## BEGIN Given material

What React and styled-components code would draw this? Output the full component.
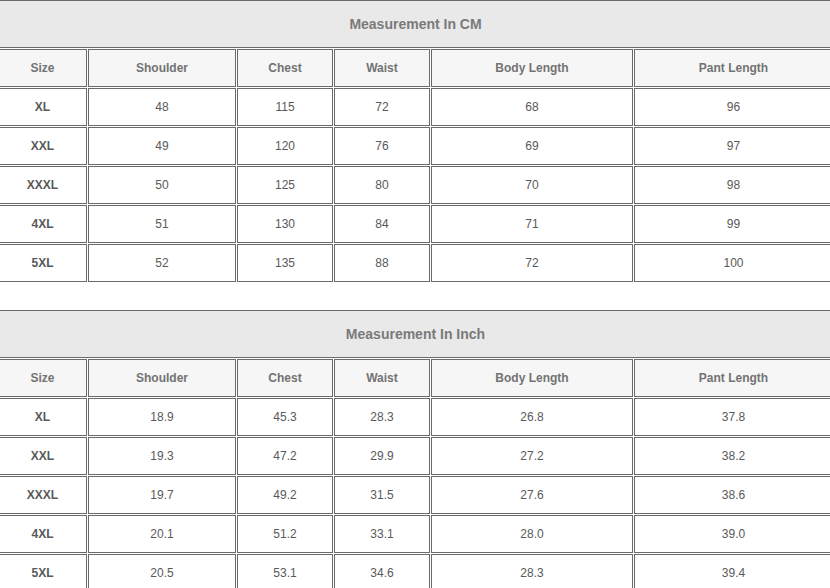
import React from "react";
import styled, { createGlobalStyle } from "styled-components";

const cols = ["Size", "Shoulder", "Chest", "Waist", "Body Length", "Pant Length"];

const cmRows = [
  ["XL", "48", "115", "72", "68", "96"],
  ["XXL", "49", "120", "76", "69", "97"],
  ["XXXL", "50", "125", "80", "70", "98"],
  ["4XL", "51", "130", "84", "71", "99"],
  ["5XL", "52", "135", "88", "72", "100"],
];

const inchRows = [
  ["XL", "18.9", "45.3", "28.3", "26.8", "37.8"],
  ["XXL", "19.3", "47.2", "29.9", "27.2", "38.2"],
  ["XXXL", "19.7", "49.2", "31.5", "27.6", "38.6"],
  ["4XL", "20.1", "51.2", "33.1", "28.0", "39.0"],
  ["5XL", "20.5", "53.1", "34.6", "28.3", "39.4"],
];

const SizeTable = ({ title, rows, first }) => {
  return (
    <Grid $first={first}>
      <Title>{title}</Title>
      {cols.map((c) => (
        <HeadCell key={c}>{c}</HeadCell>
      ))}
      {rows.map((r) =>
        r.map((v, i) => (
          <Cell key={r[0] + i} $bold={i === 0}>
            {v}
          </Cell>
        ))
      )}
    </Grid>
  );
};

const App = () => {
  return (
    <>
      <GlobalStyle />
      <Page>
        <SizeTable title="Measurement In CM" rows={cmRows} first />
        <SizeTable title="Measurement In Inch" rows={inchRows} />
      </Page>
    </>
  );
};

export default App;

const GlobalStyle = createGlobalStyle`
  * { box-sizing: border-box; }
  html, body {
    margin: 0;
    padding: 0;
    background: #fff;
    overflow: hidden;
  }
  body {
    font-family: "Liberation Sans", Arial, sans-serif;
  }
`;

const Page = styled.div`
  width: 830px;
  height: 588px;
  overflow: hidden;
`;

const Grid = styled.div`
  display: grid;
  grid-template-columns: 89px 148px 96px 96px 202px 199px;
  grid-template-rows: 48px repeat(6, 38px);
  gap: 1px;
  padding: 1px;
  width: 837px;
  margin-left: -3px;
  margin-top: ${(p) => (p.$first ? "-1px" : "26px")};
  background: #fff;
`;

const Title = styled.div`
  grid-column: 1 / -1;
  display: flex;
  align-items: center;
  justify-content: center;
  padding-bottom: 1px;
  background: #e9e9e9;
  border-top: 1px solid #6a6a6a;
  border-bottom: 1px solid #6a6a6a;
  color: #7a7a7a;
  font-size: 14px;
  font-weight: bold;
`;

const HeadCell = styled.div`
  display: flex;
  align-items: center;
  justify-content: center;
  background: #f6f6f6;
  border: 1px solid #6a6a6a;
  color: #737373;
  font-size: 12px;
  font-weight: bold;
`;

const Cell = styled.div`
  display: flex;
  align-items: center;
  justify-content: center;
  background: #fff;
  border: 1px solid #6a6a6a;
  color: #595959;
  font-size: 12px;
  font-weight: ${(p) => (p.$bold ? "bold" : "normal")};
`;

## END Given material

What the exercise asks: Would you set down the listing exactly, omitting pictures?

Result of the task:
What React and styled-components code would draw this? Output the full component.
import React from "react";
import styled, { createGlobalStyle } from "styled-components";

const cols = ["Size", "Shoulder", "Chest", "Waist", "Body Length", "Pant Length"];

const cmRows = [
  ["XL", "48", "115", "72", "68", "96"],
  ["XXL", "49", "120", "76", "69", "97"],
  ["XXXL", "50", "125", "80", "70", "98"],
  ["4XL", "51", "130", "84", "71", "99"],
  ["5XL", "52", "135", "88", "72", "100"],
];

const inchRows = [
  ["XL", "18.9", "45.3", "28.3", "26.8", "37.8"],
  ["XXL", "19.3", "47.2", "29.9", "27.2", "38.2"],
  ["XXXL", "19.7", "49.2", "31.5", "27.6", "38.6"],
  ["4XL", "20.1", "51.2", "33.1", "28.0", "39.0"],
  ["5XL", "20.5", "53.1", "34.6", "28.3", "39.4"],
];

const SizeTable = ({ title, rows, first }) => {
  return (
    <Grid $first={first}>
      <Title>{title}</Title>
      {cols.map((c) => (
        <HeadCell key={c}>{c}</HeadCell>
      ))}
      {rows.map((r) =>
        r.map((v, i) => (
          <Cell key={r[0] + i} $bold={i === 0}>
            {v}
          </Cell>
        ))
      )}
    </Grid>
  );
};

const App = () => {
  return (
    <>
      <GlobalStyle />
      <Page>
        <SizeTable title="Measurement In CM" rows={cmRows} first />
        <SizeTable title="Measurement In Inch" rows={inchRows} />
      </Page>
    </>
  );
};

export default App;

const GlobalStyle = createGlobalStyle`
  * { box-sizing: border-box; }
  html, body {
    margin: 0;
    padding: 0;
    background: #fff;
    overflow: hidden;
  }
  body {
    font-family: "Liberation Sans", Arial, sans-serif;
  }
`;

const Page = styled.div`
  width: 830px;
  height: 588px;
  overflow: hidden;
`;

const Grid = styled.div`
  display: grid;
  grid-template-columns: 89px 148px 96px 96px 202px 199px;
  grid-template-rows: 48px repeat(6, 38px);
  gap: 1px;
  padding: 1px;
  width: 837px;
  margin-left: -3px;
  margin-top: ${(p) => (p.$first ? "-1px" : "26px")};
  background: #fff;
`;

const Title = styled.div`
  grid-column: 1 / -1;
  display: flex;
  align-items: center;
  justify-content: center;
  padding-bottom: 1px;
  background: #e9e9e9;
  border-top: 1px solid #6a6a6a;
  border-bottom: 1px solid #6a6a6a;
  color: #7a7a7a;
  font-size: 14px;
  font-weight: bold;
`;

const HeadCell = styled.div`
  display: flex;
  align-items: center;
  justify-content: center;
  background: #f6f6f6;
  border: 1px solid #6a6a6a;
  color: #737373;
  font-size: 12px;
  font-weight: bold;
`;

const Cell = styled.div`
  display: flex;
  align-items: center;
  justify-content: center;
  background: #fff;
  border: 1px solid #6a6a6a;
  color: #595959;
  font-size: 12px;
  font-weight: ${(p) => (p.$bold ? "bold" : "normal")};
`;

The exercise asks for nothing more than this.